Syntactic analysis - prolog

I have a Definite Clause Grammar: S → a S b | ɛ .

This was also written as the following rules: s --> [a], s, [b]. and s --> [].

This was translated to Prolog as follows:

s --> [a], s, [b].   became   s([a|S2],R) :- s(S2,[b|R]).
s --> [].            became   s(S,S).

Can somebody tell me what the value of S2 is here? Where does S2 come from?

Solution

It looks like this is a program to determine if a list is of the form aⁿ . X . bⁿ, where aⁿ means n iterations of a, and similarly, bⁿ means n iterations of b.

s --> [a], s, [b]. becomes s([a|S2],R) :- s(S2,[b|R]).
s --> [].          becomes s(S,S).

Here S2 is the middle of the list, a free variable that a part of the list can be bound to.

Naming it S2 is completely arbitrary. It could also have been called S. The only thing it should not be called is R, as that is already used for another variable in that statement.

What matters is what is bound to it - the tail of the list. If this predicate is tried on any list starting with a, then S2 will be bound to the tail.

A few examples to illustrate it:
If the input was [a,a,b,b], the value of S2 would be [a,b,b].
If the input was [a], the value of S2 would be the empty list [].
If the input was [a,x,y,z], the value of S2 would be [x,y,z].
If the input was [b,c,d,e], then it would not match, and S2 would not be bound to anything; instead, the predicate would fail.

Note that [a,x,y,z] actually matches the predicate, despite the fact that it is not of the form aⁿ . X . bⁿ.
The rule only looks at the first item, a, and notices that that matches.

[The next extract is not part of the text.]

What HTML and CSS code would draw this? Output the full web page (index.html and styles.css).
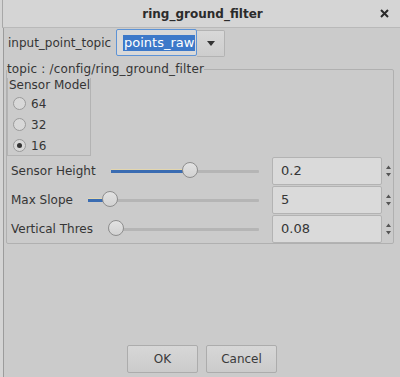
FILE: index.html
```html
<!DOCTYPE html>
<html lang="en">
<head>
    <meta charset="UTF-8" />
    <title>ring_ground_filter</title>
    <link rel="stylesheet" href="styles.css">
</head>
<body>

<div class="window">
    <!-- title bar -->
    <div class="titlebar">
        <span class="title">ring_ground_filter</span>
        <span class="close">
            <svg width="9" height="9" viewBox="0 0 9 9"><path d="M1 1L8 8M8 1L1 8" stroke="#2a2a2a" stroke-width="2"/></svg>
        </span>
    </div>

    <div class="content">
        <!-- topic selector -->
        <div class="topic-row">
            <span class="topic-label">input_point_topic</span>
            <div class="combo">
                <div class="combo-edit"><span class="selected">points_raw</span></div>
                <div class="combo-btn">
                    <svg width="8" height="5" viewBox="0 0 8 5"><path d="M0 0H8L4 5Z" fill="#333"/></svg>
                </div>
            </div>
        </div>

        <!-- parameters -->
        <fieldset class="group">
            <legend>topic : /config/ring_ground_filter</legend>

            <div class="sensor-model">
                <div class="sensor-title">Sensor Model</div>
                <label class="radio"><span class="dot"></span>64</label>
                <label class="radio"><span class="dot"></span>32</label>
                <label class="radio"><span class="dot checked"></span>16</label>
            </div>

            <div class="param-row">
                <span class="param-label">Sensor Height</span>
                <div class="slider" style="--v:54%">
                    <div class="track"><div class="fill"></div><div class="handle"></div></div>
                </div>
                <div class="spin">
                    <div class="spin-box">0.2</div>
                    <div class="spin-arrows">
                        <svg width="7" height="14" viewBox="0 0 7 14"><path d="M1 5L3.5 1.5L6 5Z M1 9L3.5 12.5L6 9Z" fill="#555"/></svg>
                    </div>
                </div>
            </div>

            <div class="param-row">
                <span class="param-label">Max Slope</span>
                <div class="slider" style="--v:9%">
                    <div class="track"><div class="fill"></div><div class="handle"></div></div>
                </div>
                <div class="spin">
                    <div class="spin-box">5</div>
                    <div class="spin-arrows">
                        <svg width="7" height="14" viewBox="0 0 7 14"><path d="M1 5L3.5 1.5L6 5Z M1 9L3.5 12.5L6 9Z" fill="#555"/></svg>
                    </div>
                </div>
            </div>

            <div class="param-row">
                <span class="param-label">Vertical Thres</span>
                <div class="slider" style="--v:0%">
                    <div class="track"><div class="handle"></div></div>
                </div>
                <div class="spin">
                    <div class="spin-box">0.08</div>
                    <div class="spin-arrows">
                        <svg width="7" height="14" viewBox="0 0 7 14"><path d="M1 5L3.5 1.5L6 5Z M1 9L3.5 12.5L6 9Z" fill="#555"/></svg>
                    </div>
                </div>
            </div>
        </fieldset>

        <!-- dialog buttons -->
        <div class="buttons">
            <button class="btn">OK</button>
            <button class="btn">Cancel</button>
        </div>
    </div>
</div>

</body>
</html>
```

FILE: styles.css
```css
body {
    margin: 0;
    font-family: 'DejaVu Sans', 'Liberation Sans', sans-serif;
    font-size: 12px;
    color: #353535;
    background: #cbcbcb;
}

.window {
    height: 377px;
    display: flex;
    flex-direction: column;
    border-left: 3px solid #d4d4d4;
    box-sizing: border-box;
}

.titlebar {
    height: 27px;
    flex-shrink: 0;
    display: flex;
    align-items: center;
    justify-content: center;
    position: relative;
    background: #d5d5d5;
    border-bottom: 1px solid #b9b9b9;
    border-left: 1px solid #a8a8a8;
    margin-left: -1px;
}

.title {
    font-weight: bold;
    color: #2b2b2b;
    margin-left: 2px;
}

.close {
    position: absolute;
    right: 11px;
    top: 9px;
    line-height: 0;
}

.content {
    flex: 1;
    display: flex;
    flex-direction: column;
    border-left: 1px solid #9c9c9c;
    padding: 0 6px 4px 2px;
}

.topic-row {
    display: flex;
    align-items: center;
    height: 28px;
    margin-top: 1px;
    padding-left: 2px;
}

.topic-label {
    width: 108px;
}

.combo {
    display: flex;
    height: 28px;
}

.combo-edit {
    width: 81px;
    box-sizing: border-box;
    border: 1px solid #5d93d6;
    border-radius: 2px;
    background: #d9d9d9;
    display: flex;
    align-items: center;
    padding-left: 6px;
    height: 27px;
}

.selected {
    background: #3d79c9;
    color: #fff;
    padding: 1px 1px;
    line-height: 14px;
    font-size: 13px;
}

.combo-btn {
    width: 28px;
    height: 27px;
    margin-top: 1px;
    box-sizing: border-box;
    border: 1px solid #b3b3b3;
    border-left: none;
    border-radius: 0 2px 2px 0;
    background: linear-gradient(#d8d8d8, #cdcdcd);
    display: flex;
    align-items: center;
    justify-content: center;
}

.group {
    margin: 5px 0 0 0;
    padding: 0;
    border: 1px solid #b0b0b0;
    border-radius: 2px;
    min-width: 0;
}

.group legend {
    padding: 0;
    margin-left: 0;
    line-height: 14px;
    letter-spacing: 0.15px;
}

.sensor-model {
    width: 84px;
    height: 78px;
    box-sizing: border-box;
    margin-top: 1px;
    border: 1px solid #b3b3b3;
    border-top: none;
    padding-left: 1px;
}

.sensor-title {
    line-height: 14px;
    margin-top: 2px;
    white-space: nowrap;
}

.radio {
    display: flex;
    align-items: center;
    height: 21px;
    padding-left: 4px;
}

.radio:first-of-type {
    margin-top: 1px;
}

.dot {
    width: 11px;
    height: 11px;
    border: 1px solid #9a9a9a;
    border-radius: 50%;
    background: #d8d8d8;
    margin-right: 5px;
    position: relative;
}

.dot.checked::after {
    content: '';
    position: absolute;
    left: 3px;
    top: 3px;
    width: 5px;
    height: 5px;
    border-radius: 50%;
    background: #333;
}

.param-row {
    display: flex;
    align-items: center;
    height: 29px;
    padding-left: 4px;
}

.param-row:first-of-type {
    margin-top: 1px;
}

.param-label {
    margin-right: 15px;
    white-space: nowrap;
}

.slider {
    flex: 1;
    height: 18px;
    position: relative;
    margin-right: 13px;
}

.slider::before {
    content: '';
    position: absolute;
    left: 0;
    right: 0;
    top: 8px;
    height: 3px;
    background: #b5b5b5;
    border-radius: 1px;
}

.track {
    position: absolute;
    left: 8px;
    right: 8px;
    top: 0;
    bottom: 0;
}

.fill {
    position: absolute;
    left: -8px;
    top: 8px;
    height: 3px;
    width: calc(var(--v) + 8px);
    background: #3a6cb2;
    box-shadow: 0 -1px 0 #e3d6ae;
}

.handle {
    position: absolute;
    top: 0;
    left: var(--v);
    margin-left: -8px;
    width: 16px;
    height: 16px;
    box-sizing: border-box;
    border: 1px solid #8e8e8e;
    border-radius: 50%;
    background: linear-gradient(#e2e2e2, #d2d2d2);
}

.spin {
    display: flex;
    height: 29px;
    align-items: center;
}

.spin-box {
    width: 110px;
    height: 28px;
    box-sizing: border-box;
    border: 1px solid #b3b3b3;
    border-radius: 2px;
    background: #dadada;
    display: flex;
    align-items: center;
    padding-left: 8px;
    font-size: 13px;
}

.spin-arrows {
    width: 10px;
    display: flex;
    justify-content: center;
    padding-left: 1px;
}

.buttons {
    margin-top: auto;
    display: flex;
    justify-content: center;
    gap: 8px;
    padding-left: 4px;
}

.btn {
    width: 71px;
    height: 28px;
    font-family: inherit;
    font-size: 12px;
    color: #3a3a3a;
    border: 1px solid #acacac;
    border-radius: 2px;
    background: linear-gradient(#d7d7d7, #cbcbcb);
}
```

So it derives s([x,y,z],[b|R]). Then it will try to continue verifying the input. Only in a later derivation step will it notice that [x,y,z] does not start with a.

Let's go through this step by step.

First we have:
s([a,x,y,z],R) :- s([x,y,z],[b|R]). This works, and Prolog binds S2 to [x,y,z].
Then it gets s([x,y,z],R), but it cannot match that to s([a|S2]), because it does not start with a, and so this time the rule fails.
Now it tries the next rule: s(S,S). It fills in: s([x,y,z],[x,y,z]). With this, it goes back to its earlier call, and tries to match s([x,y,z],[x,y,z]) to its earlier rule s([x,y,z],[b|R]).
It cannot match the [x,y,z] on the rigthand side to [b|R] because it does not start with b. And this is where the rule fails - Prolog has decided that the string is not of the form aⁿ.bⁿ.

To see how R is used, let's look at a trace of a list that does match.

s([a,a,b,b],R):-s([a,b,b],[b|R]). /* We haven't got a value for R yet. */
s([a,b,b],R):-s([b,b],[b|R]).     /* We haven't got a value for R yet. */
s([b,b],[b,b]).                   /* Stop condition for the recursion. */

At this point, the righthand side is instantiated to [b,b].
Prolog had s([a,b,b],[b|R]) in the previous step, and it can now make this succeed by setting R=[b].
It then further unwinds the recursion, filling in values for the righthand side of the rule and applying these values to the lefthand side. Eventually it returns to where it started, and has the value s([a,a,b,b],[a,a,b,b]).